» **Job**: Count how many lines hold the string "page", and give only that number.
________________________
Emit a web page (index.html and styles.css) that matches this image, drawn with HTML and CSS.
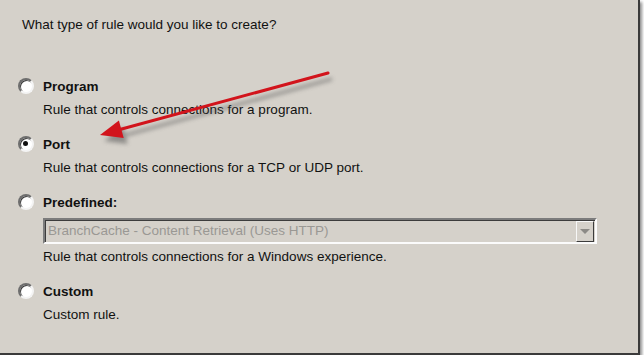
FILE: index.html
```html
<!DOCTYPE html>
<html lang="en">
<head>
  <meta charset="UTF-8">
  <title>New Inbound Rule Wizard - Rule Type</title>
  <link rel="stylesheet" href="styles.css">
</head>
<body>
<div class="panel">
  <p class="question">What type of rule would you like to create?</p>

  <div class="options">
    <div class="option">
      <span class="radio"></span>
      <div class="option-body">
        <div class="option-title">Program</div>
        <div class="option-desc">Rule that controls connections for a program.</div>
      </div>
    </div>

    <div class="option">
      <span class="radio checked"></span>
      <div class="option-body">
        <div class="option-title">Port</div>
        <div class="option-desc">Rule that controls connections for a TCP or UDP port.</div>
      </div>
    </div>

    <div class="option">
      <span class="radio"></span>
      <div class="option-body">
        <div class="option-title">Predefined:</div>
        <div class="combo">
          <span class="combo-text">BranchCache - Content Retrieval (Uses HTTP)</span>
          <span class="combo-btn"><span class="combo-tri"></span></span>
        </div>
        <div class="option-desc">Rule that controls connections for a Windows experience.</div>
      </div>
    </div>

    <div class="option">
      <span class="radio"></span>
      <div class="option-body">
        <div class="option-title">Custom</div>
        <div class="option-desc">Custom rule.</div>
      </div>
    </div>
  </div>

  <!-- red annotation arrow pointing at "Port" -->
  <svg class="arrow" width="644" height="358" viewBox="0 0 644 358">
    <defs>
      <filter id="shadow" x="-20%" y="-50%" width="140%" height="200%">
        <feGaussianBlur stdDeviation="2.2"/>
      </filter>
    </defs>
    <g transform="translate(4,6)" fill="#555" stroke="#555" opacity="0.55" filter="url(#shadow)">
      <line x1="328" y1="73" x2="118" y2="130" stroke-width="3"/>
      <polygon points="100,135 118.9,120.5 123.7,137.9" stroke="none"/>
    </g>
    <g fill="#d2141c" stroke="#d2141c">
      <line x1="328" y1="73" x2="118" y2="130" stroke-width="3" stroke-linecap="round"/>
      <polygon points="100,135 118.9,120.5 123.7,137.9" stroke="none"/>
    </g>
  </svg>
</div>
</body>
</html>
```
FILE: styles.css
```css
body {
  margin: 0;
  background-color: #fff;
  font-family: "Liberation Sans", Arial, sans-serif;
  font-size: 13.5px;
  color: #111;
}

/* dialog page */
.panel {
  position: relative;
  width: 638px;
  height: 353px;
  background-color: #d5d1ca;
  border-right: 2px solid #3a3a3a;
  border-bottom: 2px solid #3a3a3a;
  box-shadow: 2px 2px 3px rgba(0, 0, 0, 0.45);
}

.question {
  margin: 0;
  padding: 17px 0 0 22px;
  line-height: 16px;
}

.options {
  display: flex;
  flex-direction: column;
  gap: 19px;
  padding: 46px 0 0 18px;
}

.option {
  display: flex;
  gap: 9px;
  align-items: flex-start;
}

/* classic sunken radio */
.radio {
  position: relative;
  width: 16px;
  height: 16px;
  margin-top: -1px;
  flex: none;
  border-radius: 50%;
  box-sizing: border-box;
  background-color: #fff;
  border: 2px solid;
  border-color: #6e6e6e #f4f4f4 #f4f4f4 #6e6e6e;
  box-shadow: inset 1px 1px 0 #3c3c3c;
}

.radio.checked::after {
  content: "";
  position: absolute;
  left: 3px;
  top: 3px;
  width: 5px;
  height: 5px;
  border-radius: 50%;
  background-color: #111;
}

.option-body {
  flex: 1;
}

.option-title {
  font-weight: bold;
  line-height: 16px;
  margin-bottom: 7px;
}

.option-desc {
  line-height: 16px;
}

/* disabled combo box */
.combo {
  display: flex;
  align-items: stretch;
  width: 554px;
  height: 26px;
  margin: 1px 0 5px 0;
  box-sizing: border-box;
  border: 2px solid;
  border-color: #7c7c7c #fbfbfb #fbfbfb #7c7c7c;
  box-shadow: inset 1px 1px 0 #3c3c3c;
  background-color: #d5d1ca;
}

.combo-text {
  flex: 1;
  padding: 3px 0 0 3px;
  color: #9a9894;
  line-height: 16px;
}

.combo-btn {
  width: 18px;
  margin: 1px 1px 0 0;
  box-sizing: border-box;
  border: 1px solid;
  border-color: #f7f7f7 #3c3c3c #3c3c3c #f7f7f7;
  display: flex;
  align-items: center;
  justify-content: center;
}

.combo-tri {
  width: 0;
  height: 0;
  border-left: 5px solid transparent;
  border-right: 5px solid transparent;
  border-top: 5px solid #8c8a86;
}

.arrow {
  position: absolute;
  left: 0;
  top: 0;
  pointer-events: none;
}
```
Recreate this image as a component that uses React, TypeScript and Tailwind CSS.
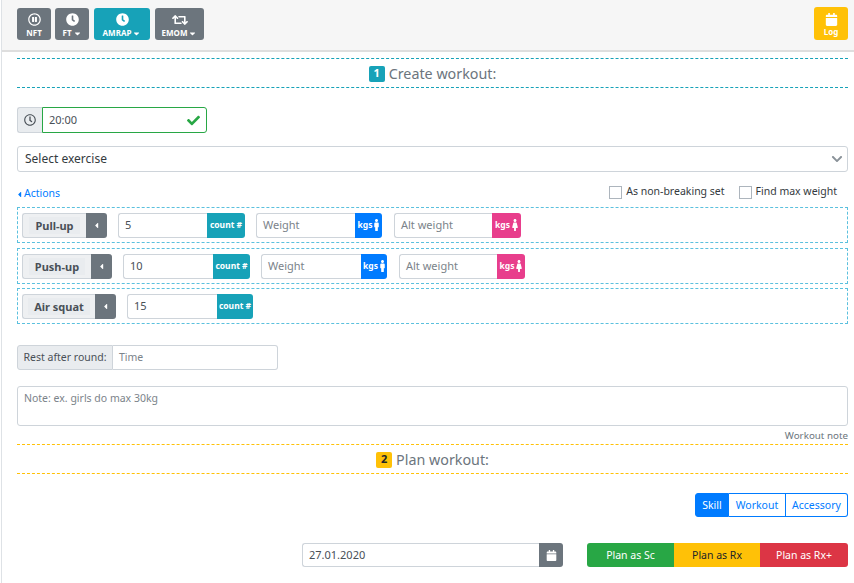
import React from "react";
import { FaCalendar, FaCaretDown, FaCaretLeft, FaCheck, FaChevronDown, FaClock, FaFemale, FaMale, FaRegClock, FaRegPauseCircle, FaRetweet } from "react-icons/fa";

const font = "font-['Noto_Sans','Open_Sans',sans-serif]";

function TopBtn({ icon, label, caret, w, color = "bg-[#6c757d]" }: { icon: React.ReactNode; label: string; caret?: boolean; w: string; color?: string }) {
  return (
    <div className={`${w} ${color} h-[32px] rounded-[3px] flex flex-col items-center pt-[5px] text-white`}>
      <div className="h-[13px] flex items-center text-[13px]">{icon}</div>
      <div className="flex items-center text-[8px] font-bold leading-[12px] mt-[1px]">
        {label}
        {caret && <FaCaretDown className="text-[9px] ml-[1px]" />}
      </div>
    </div>
  );
}

function Heading({ n, text, border, badge }: { n: string; text: string; border: string; badge: string }) {
  return (
    <div className={`ml-[15px] mr-[6px] h-[30px] border-y border-dashed ${border} flex items-center justify-center`}>
      <span className={`${badge} w-[16px] h-[16px] rounded-[2px] flex items-center justify-center text-[11px] font-bold mr-[4px] mt-[1px]`}>{n}</span>
      <span className="text-[14.3px] text-[#6c757d] pt-[1px]">{text}</span>
    </div>
  );
}

function Field({ value, placeholder, w, unit, unitW, color, icon }: { value?: string; placeholder?: string; w: string; unit: string; unitW: string; color: string; icon?: React.ReactNode }) {
  return (
    <div className="flex h-[25px]">
      <div className={`${w} border border-[#ced4da] border-r-0 rounded-l-[3px] flex items-center pl-[6px] text-[11px] ${value ? "text-[#495057]" : "text-[#7b838a]"}`}>
        {value ?? placeholder}
      </div>
      <div className={`${unitW} ${color} rounded-r-[3px] flex items-center justify-center text-white text-[8.5px] font-bold`}>
        {unit}
        {icon}
      </div>
    </div>
  );
}

function Tag({ name, w }: { name: string; w: string }) {
  return (
    <div className="flex h-[25px]">
      <div className={`${w} bg-[#eef0f2] border border-[#ced4da] border-r-0 rounded-l-[3px] flex items-center justify-center text-[11px] font-bold text-[#495057]`}>
        <span className="bg-[#e9ecef] px-[6px] h-[17px] leading-[17px]">{name}</span>
      </div>
      <div className="w-[21px] bg-[#6c757d] rounded-r-[3px] flex items-center justify-center text-white text-[9px]">
        <FaCaretLeft />
      </div>
    </div>
  );
}

function Row({ children, mt }: { children: React.ReactNode; mt: string }) {
  return <div className={`h-[36px] ${mt} ml-[15px] mr-[6px] border border-dashed border-[#5bc0de] flex items-center pl-[4px]`}>{children}</div>;
}

const Male = <FaMale className="w-[5px] h-[12px] ml-[2px]" />;
const Female = <FaFemale className="w-[6px] h-[12px] ml-[2px]" />;

export default function App() {
  return (
    <div className={`${font} w-[853px] h-[583px] overflow-hidden bg-white border-l border-[#dee2e6] ml-[1px] text-[#212529]`}>
      <div className="h-[52px] bg-[#f6f6f6] border-b-2 border-[#dedede] pl-[15px] pr-[6px] flex items-center justify-between">
        <div className="flex items-center gap-[4px] -mt-[2px]">
          <TopBtn w="w-[34px]" icon={<FaRegPauseCircle />} label="NFT" />
          <TopBtn w="w-[34px]" icon={<FaClock />} label="FT" caret />
          <div className="ml-[1px]"><TopBtn w="w-[56px]" color="bg-[#17a2b8]" icon={<FaClock />} label="AMRAP" caret /></div>
          <div className="ml-[1px]"><TopBtn w="w-[49px]" icon={<FaRetweet className="text-[16px]" />} label="EMOM" caret /></div>
        </div>
        <div className="w-[34px] h-[33px] rounded-[3px] bg-[#ffc107] flex flex-col items-center pt-[6px] text-white -mt-[3px]">
          <FaCalendar className="text-[13px]" />
          <span className="text-[8px] font-bold leading-[12px]">Log</span>
        </div>
      </div>

      <div className="mt-[6px]">
        <Heading n="1" text="Create workout:" border="border-[#17a2b8]" badge="bg-[#17a2b8] text-white" />
      </div>

      <div className="ml-[15px] mt-[19px] flex h-[26px] w-[190px]">
        <div className="w-[25px] bg-[#e9ecef] border border-[#ced4da] border-r-0 rounded-l-[3px] flex items-center justify-center text-[#495057] text-[12px]">
          <FaRegClock />
        </div>
        <div className="flex-1 border border-[#28a745] rounded-r-[3px] flex items-center justify-between pl-[6px] pr-[6px] text-[11px] text-[#495057]">
          20:00
          <FaCheck className="text-[#28a745] text-[13px]" />
        </div>
      </div>

      <div className="ml-[15px] mr-[6px] mt-[13px] h-[26px] border border-[#ced4da] rounded-[3px] flex items-center justify-between pl-[7px] pr-[4px] text-[12px] text-[#343a40]">
        Select exercise
        <FaChevronDown className="text-[#8a9299] text-[12px]" />
      </div>

      <div className="ml-[15px] mr-[6px] mt-[10px] h-[22px] flex items-center justify-between">
        <div className="flex items-center text-[10.5px] text-[#007bff] pt-[2px]">
          <FaCaretLeft className="text-[9px] -ml-[2px]" />
          Actions
        </div>
        <div className="flex items-center text-[10.5px] text-[#343a40] pr-[11px] -mt-[2px]">
          <span className="w-[13px] h-[13px] border border-[#adb5bd] mr-[4px]" />
          As non-breaking set
          <span className="w-[13px] h-[13px] border border-[#adb5bd] ml-[14px] mr-[4px]" />
          Find max weight
        </div>
      </div>

      <Row mt="mt-[3px]">
        <Tag name="Pull-up" w="w-[64px]" />
        <div className="ml-[11px]"><Field value="5" w="w-[89px]" unit="count #" unitW="w-[38px]" color="bg-[#17a2b8]" /></div>
        <div className="ml-[11px]"><Field placeholder="Weight" w="w-[99px]" unit="kgs" unitW="w-[27px]" color="bg-[#007bff]" icon={Male} /></div>
        <div className="ml-[12px]"><Field placeholder="Alt weight" w="w-[98px]" unit="kgs" unitW="w-[29px]" color="bg-[#e83e8c]" icon={Female} /></div>
      </Row>
      <Row mt="mt-[5px]">
        <Tag name="Push-up" w="w-[69px]" />
        <div className="ml-[11px]"><Field value="10" w="w-[90px]" unit="count #" unitW="w-[37px]" color="bg-[#17a2b8]" /></div>
        <div className="ml-[11px]"><Field placeholder="Weight" w="w-[100px]" unit="kgs" unitW="w-[26px]" color="bg-[#007bff]" icon={Male} /></div>
        <div className="ml-[12px]"><Field placeholder="Alt weight" w="w-[98px]" unit="kgs" unitW="w-[28px]" color="bg-[#e83e8c]" icon={Female} /></div>
      </Row>
      <Row mt="mt-[4px]">
        <Tag name="Air squat" w="w-[73px]" />
        <div className="ml-[11px]"><Field value="15" w="w-[90px]" unit="count #" unitW="w-[36px]" color="bg-[#17a2b8]" /></div>
      </Row>

      <div className="ml-[15px] mt-[21px] flex h-[25px] w-[261px] text-[10.5px]">
        <div className="w-[96px] bg-[#e9ecef] border border-[#ced4da] rounded-l-[3px] flex items-center justify-center text-[#495057]">Rest after round:</div>
        <div className="flex-1 border border-l-0 border-[#ced4da] rounded-r-[3px] flex items-center pl-[6px] pt-[1px] text-[#7b838a]">Time</div>
      </div>

      <div className="ml-[15px] mr-[6px] mt-[16px] h-[40px] border border-[#ced4da] rounded-[3px] px-[6px] py-[3px] text-[10.5px] leading-[16px] text-[#7b838a]">
        Note: ex. girls do max 30kg
      </div>
      <div className="ml-[15px] mr-[6px] mt-[3px] h-[15px] text-right text-[9.8px] leading-[14px] text-[#6c757d]">Workout note</div>

      <Heading n="2" text="Plan workout:" border="border-[#ffc107]" badge="bg-[#ffc107] text-[#212529]" />

      <div className="ml-[15px] mr-[6px] mt-[19px] flex justify-end">
        <div className="flex h-[24px] text-[10.5px] text-[#007bff]">
          <div className="w-[34px] bg-[#007bff] text-white border border-[#007bff] rounded-l-[3px] flex items-center justify-center pt-[1px]">Skill</div>
          <div className="w-[57px] border border-l-0 border-[#007bff] flex items-center justify-center pt-[1px]">Workout</div>
          <div className="w-[62px] border border-l-0 border-[#007bff] rounded-r-[3px] flex items-center justify-center pt-[1px]">Accessory</div>
        </div>
      </div>

      <div className="ml-[15px] mr-[6px] mt-[26px] flex justify-end h-[24px]">
        <div className="flex w-[261px]">
          <div className="flex-1 border border-[#ced4da] border-r-0 rounded-l-[3px] flex items-center pl-[6px] text-[11px] text-[#495057]">27.01.2020</div>
          <div className="w-[24px] bg-[#6c757d] rounded-r-[3px] flex items-center justify-center text-white text-[11px]">
            <FaCalendar />
          </div>
        </div>
        <div className="flex w-[261px] ml-[24px] text-[10.5px]">
          <div className="w-[87px] bg-[#28a745] text-white rounded-l-[3px] flex items-center justify-center pt-[1px]">Plan as Sc</div>
          <div className="w-[86px] bg-[#ffc107] text-[#212529] flex items-center justify-center pt-[1px]">Plan as Rx</div>
          <div className="w-[88px] bg-[#dc3545] text-white rounded-r-[3px] flex items-center justify-center pt-[1px]">Plan as Rx+</div>
        </div>
      </div>
    </div>
  );
}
________________________
» **Solution below**: 2